Bohater wierszy próbuje utkać szczery i prosty rachunek sumienia, spowiada się ze swoich mroków i nie oczekuje od czytelnika rozgrzeszenia. Pod surową, nieociosaną skorupą wiersza, kryje się tęsknota za cielesnością, bliskością. Portrety kobiet w wierszach Holdena są nasycone subtelnym erotyzmem, to prawdziwe femme fatale, kusicielki, marzenia senne, oniryczne fantazje podmiotu lirycznego, roztaczającego wizję idealistycznej bliskości : „bylibyśmy, pilibyśmy, śnilibyśmy”. Związki okazują się być przelotne, chwilowe, kobiety przemijają tak jak życie. Gdzie w takim razie jest szczęście? Wydaje mi się, że jest ono ukryte we wrażliwości  spojrzenia na rzeczywistość, nie ma na niego przepisu, ani idealnej recepty. To samotne, eksperymentalne poszukiwanie intymnej sztuki obsługiwania życia i każdego dnia.

Tom poetycki „Sztuka obsługi życia” Jarosława Holdena Gojtowskiego odsłania mroki jakie kreuje samotność i poczucie braku. Alkohol, sen, wspomnienia, ucieczki w przeszłość, to sposób na przeżycie kolejnego dnia.

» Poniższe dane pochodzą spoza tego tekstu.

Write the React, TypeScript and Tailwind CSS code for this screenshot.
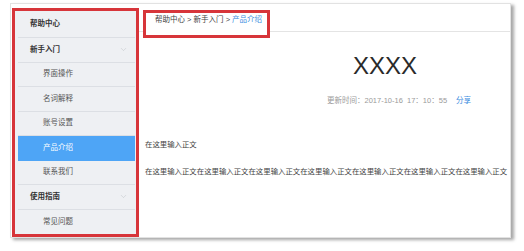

Człowiek w poezji Holdena jest pokiereszowany, zamknięty w pustym mieszkaniu, skazany na bycie marionetką trudnych doświadczeń. Wiersze są jak kadry, nieretuszowane, uwypuklające emocje, duszne i mroczne od monologu wewnętrznego. Parafrazując dzieło Freuda - życie jest nieustannym źródłem cierpień, wobec czego próbuje się buntować bohater wierszy Holdena. Czasami jest to gorzka refleksja, czasami rezygnacja i skupienie się na detalu, a czasami wiwisekcja marzeń i iluzji. Wiersze Holdena każą mocno stąpać po ziemi czytelnikowi i odwołują się do bliskich, intymnych doświadczeń, których jesteśmy częścią.

Cyt.: J. Holden Gojtowski, Sztuka obsługi życia, wyd. FONT, Poznań 2019.